The route begins at I-30 west of Gum Springs, and heads southeast for about 1.8 mi before intersecting US 67 in Gum Springs. The route continues heading west for about one more mile (1.6 km) before ending at the entrance to the Alcoa plant east of Gum Springs.

== Major intersections ==

| County | Location | mi | km | Destinations | Notes |
| Howard | ​ | 0.0 | 0.0 | US 371 – Lockesburg, De Queen | Western terminus; former AR 24 |
| Center Point | 7.8 | 12.6 | US 278 west – Dierks | Western end of US 278 concurrency |
| 7.9 | 12.7 | US 278 east – Nashville | Eastern end of US 278 concurrency |
| ​ | 12.5 | 20.1 | AR 369 north – Muddy Fork, Newhope | Southern terminus of AR 369 |
| Pike | ​ | 20.4 | 32.8 | AR 27 south – Nashville, Mineral Springs | Western end of AR 27 concurrency |
| Murfreesboro | 24.2 | 38.9 | AR 301 south – Crater of Diamonds State Park | Northern terminus of AR 301 |
| 24.8 | 39.9 | AR 19 north – Narrows Dam | Western end of AR 19 concurrency |
| 25.3 | 40.7 | AR 27 north – Glenwood, Mt.

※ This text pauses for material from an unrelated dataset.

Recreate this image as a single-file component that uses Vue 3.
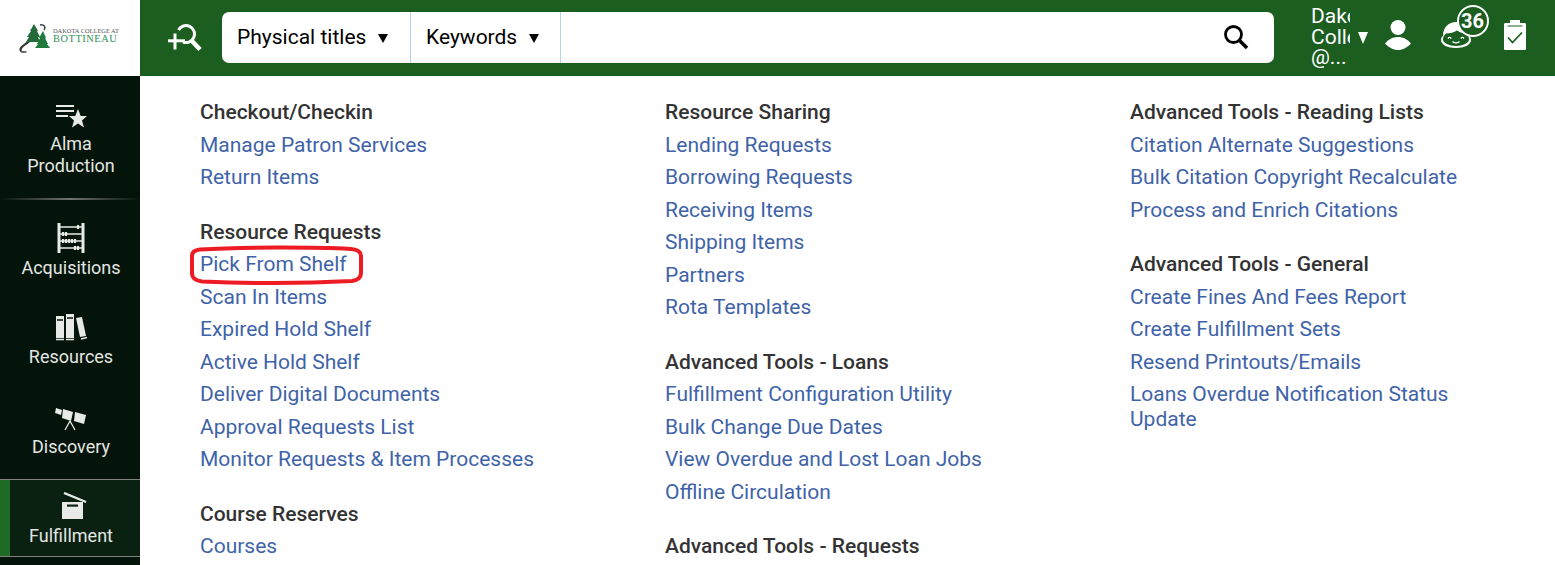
<script setup>
const columns = [
  [
    { title: 'Checkout/Checkin', links: ['Manage Patron Services', 'Return Items'] },
    { title: 'Resource Requests', links: ['Pick From Shelf', 'Scan In Items', 'Expired Hold Shelf', 'Active Hold Shelf', 'Deliver Digital Documents', 'Approval Requests List', 'Monitor Requests & Item Processes'] },
    { title: 'Course Reserves', links: ['Courses'] },
  ],
  [
    { title: 'Resource Sharing', links: ['Lending Requests', 'Borrowing Requests', 'Receiving Items', 'Shipping Items', 'Partners', 'Rota Templates'] },
    { title: 'Advanced Tools - Loans', links: ['Fulfillment Configuration Utility', 'Bulk Change Due Dates', 'View Overdue and Lost Loan Jobs', 'Offline Circulation'] },
    { title: 'Advanced Tools - Requests', links: [] },
  ],
  [
    { title: 'Advanced Tools - Reading Lists', links: ['Citation Alternate Suggestions', 'Bulk Citation Copyright Recalculate', 'Process and Enrich Citations'] },
    { title: 'Advanced Tools - General', links: ['Create Fines And Fees Report', 'Create Fulfillment Sets', 'Resend Printouts/Emails', 'Loans Overdue Notification Status Update'] },
  ],
]
</script>

<template>
  <div class="app">
    <header class="top">
      <div class="logo">
        <svg class="logo-mark" width="32" height="30" viewBox="0 0 32 30">
          <path d="M2 27c-2-3 2-5 6-8 3-2 6-5 8-8" fill="none" stroke="#3a3a3a" stroke-width="2.200"/>
          <path d="M1.500 27c2 1.500 4 1.500 6 .5" fill="none" stroke="#555" stroke-width="1.800"/>
          <polygon points="15,0 19,7 18,7 21,13 19,13 21,18 7,18 10,13 8,13 12,7 11,7" fill="#236b3a"/>
          <polygon points="24,7 27,14 26,14 29,20 28,20 31,24 16,24 19,20 18,20 21,14 20,14" fill="#1f7a3c"/>
          <path d="M21 1c4-1 6 2 4 5" fill="none" stroke="#444" stroke-width="1.500"/>
        </svg>
        <div class="logo-text">
          <span class="logo-small">DAKOTA COLLEGE AT</span>
          <span class="logo-big">BOTTINEAU</span>
        </div>
      </div>
      <div class="bar">
        <svg class="adv" width="36" height="30" viewBox="0 0 36 30">
          <path d="M11.500 6A8.500 8.500 0 1 1 16 18" fill="none" stroke="#fff" stroke-width="3"/>
          <path d="M24.500 16.500l8.500 9" stroke="#fff" stroke-width="4.500"/>
          <rect x="1" y="15.300" width="17" height="3" fill="#fff"/>
          <rect x="6.500" y="9.500" width="3" height="16" fill="#fff"/>
        </svg>
        <div class="search">
          <div class="sel sel-a"><span>Physical titles</span><i class="tri"></i></div>
          <div class="sel sel-b"><span>Keywords</span><i class="tri"></i></div>
          <div class="input"></div>
          <svg class="glass" width="26" height="26" viewBox="0 0 26 26">
            <circle cx="10.500" cy="10.500" r="8" fill="none" stroke="#000" stroke-width="2.800"/>
            <path d="M16 16l8 8" stroke="#000" stroke-width="3.600"/>
          </svg>
        </div>
        <div class="inst">
          <div class="inst-text">Dakota College @...</div>
          <i class="tri-white"></i>
        </div>
        <svg class="ic-user" width="28" height="32" viewBox="0 0 28 32">
          <circle cx="14" cy="8.500" r="7.500" fill="#fff"/>
          <path d="M1 24.500C5 20 9 18 14 18s9 2 13 6.500C23 28.500 19 31 14 31S5 28.500 1 24.500z" fill="#fff"/>
        </svg>
        <div class="alerts">
          <svg width="32" height="28" viewBox="0 0 32 28">
            <path d="M3 15C3 6 9 1 16 1s13 5 13 14c1.500 1 2 2.500 2 4 0 5-7 8-15 8S1 24 1 19c0-1.500.5-3 2-4z" fill="#fff"/>
            <path d="M6 12.500c4 0 8-1 11-3 3 2 6 3 9 3 2 1.500 3 3.500 3 6 0 3.500-6 6.500-13 6.500S3 22 3 18.500c0-2.500 1-4.500 3-6z" fill="#1b5e20"/>
            <path d="M8 17.500c1-1.400 2.200-1.400 3.200 0M20.800 17.500c1-1.400 2.200-1.400 3.200 0M12.500 20.500c2.300 1.800 4.700 1.800 7 0" fill="none" stroke="#fff" stroke-width="1.300"/>
          </svg>
          <span class="badge">36</span>
        </div>
        <svg class="ic-clip" width="22" height="30" viewBox="0 0 22 30">
          <path d="M6 .5c0-.3.3-.5.5-.5h9c.3 0 .5.2.5.5V3h4.500c1 0 1.500.5 1.500 1.500v24c0 1-.5 1.500-1.500 1.500h-19C.5 30 0 29.500 0 28.500v-24C0 3.500.5 3 1.500 3H6z" fill="#fff"/>
          <path d="M3.500 6h15" stroke="#1b5e20" stroke-width="1"/>
          <path d="M4 17.500l4.500 5L18 12.500" fill="none" stroke="#1b5e20" stroke-width="1.700"/>
        </svg>
      </div>
    </header>

    <div class="body">
      <nav class="side">
        <div class="nav nav-alma">
          <svg width="32" height="26" viewBox="0 0 32 26">
            <path d="M1 3h18M1 8h18M1 13h12" stroke="#e8eae8" stroke-width="2"/>
            <polygon points="23,6 25.700,13 32,13 27,17.500 29,24.500 23,20.500 17,24.500 19,17.500 14,13 20.300,13" fill="#e8eae8"/>
          </svg>
          <span>Alma<br>Production</span>
        </div>
        <div class="rule"></div>
        <div class="nav nav-acq">
          <svg width="28" height="30" viewBox="0 0 28 30">
            <path d="M2 0v30M26 0v30" stroke="#e8eae8" stroke-width="3"/>
            <path d="M2 4h24M2 11h24M2 18h24M2 25h24" stroke="#e8eae8" stroke-width="1.300"/>
            <path d="M21 2v4M6 9v4M9 9v4M6 16v4M9 16v4M12 16v4M15 16v4M18 16v4M18 23v4M21 23v4" stroke="#e8eae8" stroke-width="2.200"/>
          </svg>
          <span>Acquisitions</span>
        </div>
        <div class="nav nav-res">
          <svg width="32" height="28" viewBox="0 0 32 28">
            <path d="M1 3h8v22H1zM11 1h8v24h-8z" fill="#e8eae8"/>
            <path d="M1 26.500h8M11 26.500h8" stroke="#e8eae8" stroke-width="1.500"/>
            <path d="M2 7h6M12 5h6" stroke="#05140a" stroke-width="1.400"/>
            <path d="M21 5l6-1 4 19-6 1z" fill="#e8eae8"/>
            <path d="M26 26l6-1.500" stroke="#e8eae8" stroke-width="1.500"/>
          </svg>
          <span>Resources</span>
        </div>
        <div class="nav nav-dis">
          <svg width="34" height="24" viewBox="0 0 34 24">
            <path d="M2 1l6 2-1 5-6-2zM9 2l10 3-2 9-9-3zM21 5l11 3-2 9-10-3z" fill="#e8eae8"/>
            <path d="M16 14l-5 9M16 14l5 9" stroke="#e8eae8" stroke-width="1.300" fill="none"/>
          </svg>
          <span>Discovery</span>
        </div>
        <div class="nav nav-ful">
          <svg width="26" height="27" viewBox="0 0 26 27">
            <path d="M3 1l22 9" stroke="#e8eae8" stroke-width="2.400"/>
            <path d="M1 10h21v17H1z" fill="#e8eae8"/>
            <rect x="6" y="12.500" width="11" height="2.200" fill="#0a2010"/>
          </svg>
          <span>Fulfillment</span>
        </div>
      </nav>

      <main class="menu">
        <div v-for="(col, c) in columns" :key="c" class="col">
          <section v-for="group in col" :key="group.title" class="group">
            <h3>{{ group.title }}</h3>
            <a v-for="link in group.links" :key="link" class="link">
              {{ link }}
              <svg v-if="link === 'Pick From Shelf'" class="ring" width="176" height="42" viewBox="0 0 176 42">
                <path d="M11 4.500C50 2 125 2 162 4c7 .5 10 3 10 7v17c0 5-3 7-9 8-45 2.500-105 2.500-150 .5-6-.8-10-3-10-8V11c0-4 3-6 8-6.500z" fill="none" stroke="#ed1c24" stroke-width="4"/>
              </svg>
            </a>
          </section>
        </div>
      </main>
    </div>
  </div>
</template>

<style>
html, body { margin: 0; overflow: hidden; background: #fff; }
</style>

<style scoped>
.app { width: 1555px; height: 565px; overflow: hidden; font-family: Roboto, "Liberation Sans", sans-serif; display: flex; flex-direction: column; }
.top { display: flex; height: 76px; flex: none; }
.logo { width: 140px; flex: none; background: #fff; display: flex; align-items: center; padding-left: 19px; box-sizing: border-box; gap: 2px; }
.logo-mark { flex: none; margin-top: 2px; filter: blur(.3px); }
.logo-text { display: flex; flex-direction: column; font-family: "Liberation Serif", serif; line-height: 1; margin-top: -4px; }
.logo-small { font-size: 6.400px; color: #555; white-space: nowrap; }
.logo-big { font-size: 10.300px; color: #2f8f5b; letter-spacing: .6px; white-space: nowrap; }
.bar { flex: 1; background: #1b5e20; display: flex; align-items: flex-start; position: relative; }
.adv { margin: 24px 0 0 27px; flex: none; }
.search { margin: 12px 0 0 19px; width: 1052px; height: 51px; background: linear-gradient(#fff 85%, #f6f6f6); border-radius: 7px; display: flex; align-items: center; flex: none; color: #000; font-size: 21px; }
.sel { height: 100%; display: flex; align-items: center; box-sizing: border-box; border-right: 1px solid #b5d3e8; white-space: nowrap; padding-bottom: 2px; }
.sel-a { width: 189px; padding-left: 15px; }
.sel-b { width: 150px; padding-left: 15px; }
.tri { width: 0; height: 0; border-left: 5px solid transparent; border-right: 5px solid transparent; border-top: 9px solid #000; margin-left: 12px; margin-top: 3px; }
.input { flex: 1; }
.glass { margin: 0 25px 2px 0; flex: none; }
.inst { margin: 6px 0 0 37px; width: 58px; display: flex; align-items: center; flex: none; height: 64px; }
.inst-text { width: 39px; height: 64px; overflow: hidden; color: #fff; font-size: 21px; line-height: 20.500px; flex: none; }
.tri-white { width: 0; height: 0; border-left: 5px solid transparent; border-right: 5px solid transparent; border-top: 12px solid #fff; margin-left: 8px; }
.ic-user { margin: 19px 0 0 15px; flex: none; }
.alerts { position: relative; width: 32px; height: 30px; margin: 21px 0 0 27.500px; flex: none; }
.alerts svg { display: block; }
.badge { position: absolute; left: 17px; top: -16px; width: 28px; height: 28px; box-sizing: content-box; border: 2px solid #fff; border-radius: 50%; background: #1b5e20; color: #fff; font-size: 20px; font-weight: 700; line-height: 28px; text-align: center; }
.ic-clip { margin: 20px 0 0 32.500px; flex: none; }

.body { display: flex; flex: 1; min-height: 0; }
.side { width: 140px; flex: none; background: #05140a; display: flex; flex-direction: column; color: #e3e6e3; font-size: 18px; line-height: 22px; text-align: center; }
.nav { display: flex; flex-direction: column; align-items: center; box-sizing: border-box; padding-left: 2px; flex: none; }
.nav span { display: block; }
.nav-alma { height: 122px; padding-top: 27px; }
.nav-alma svg { margin-bottom: 4px; }
.rule { height: 2px; flex: none; background: linear-gradient(90deg, #05140a, #6d756e 50%, #05140a); }
.nav-acq { height: 90px; padding-top: 23px; }
.nav-acq svg { margin-bottom: 4px; }
.nav-res { height: 90px; padding-top: 23px; }
.nav-res svg { margin-bottom: 5px; }
.nav-dis { height: 99px; padding-top: 27px; }
.nav-dis svg { margin-bottom: 5px; }
.nav-ful { height: 78px; padding-top: 12px; border-top: 1px solid #7b837c; border-bottom: 1px solid #7b837c; background: linear-gradient(90deg, #1d6b25 10px, #0a2010 10px); }
.nav-ful svg { margin: 0 0 6px 5px; }

.menu { flex: 1; display: flex; padding: 21.300px 0 0 60px; align-items: flex-start; min-width: 0; }
.col { width: 465px; flex: none; box-sizing: border-box; }
.col:last-child { width: 365px; }
.group { margin-bottom: 22.800px; }
h3 { margin: 0; font-size: 21px; font-weight: 500; color: #333; line-height: 30px; height: 31.700px; }
.link { display: block; position: relative; color: #3f63a8; font-size: 21px; line-height: 25px; padding: 3.750px 0; white-space: normal; }
.ring { position: absolute; left: -11px; top: -3px; pointer-events: none; }
</style>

Ida, Hot Springs | Eastern end of AR 27 concurrency |
| ​ | 28.5 | 45.9 | AR 379 north | Southern terminus of AR 379 |
| Delight | 36.6 | 58.9 | AR 195 south – McCaskill, Blevins | Northern terminus of AR 195 |
| 36.9 | 59.4 | AR 19 south – Prescott | Eastern end of AR 19 concurrency |
| Antoine | 41.6 | 66.9 | AR 29 south / AR 301 south – Prescott, Blevins | Northern termini of AR 29 and AR 301 |
| Clark | Hollywood | 53.1 | 85.5 | AR 53 – Gurdon, Amity |  |
| ​ | 58.0 | 93.3 | AR 51 – Arkadelphia, Okolona | Eastern terminus |
Gap in route
| ​ | 0.0 | 0.0 | I-30 – Little Rock, Texarkana | Western terminus; exit 69 on I-30 |
| Gum Springs | 1.8 | 2.9 | US 67 – Arkadelphia, Gurdon |  |
| ​ | 2.2 | 3.5 | AR 26S south – Clark County Industrial Park | Northern terminus of AR 26S |
| ​ | 2.8 | 4.5 | Alcoa plant entrance | Eastern terminus |
1.000 mi = 1.609 km; 1.000 km = 0.621 mi

== Spur route ==

Arkansas Highway 26 Spur is a spur route, which is about 1.2 mi long and mainly runs along the corridor of the Clark County Industrial Park south of Gum Springs in Clark County. The route runs south to north, where its southern terminus is located at US 67 and its northern terminus is at Highway 26. The route is entirely located in the town of Gum Springs.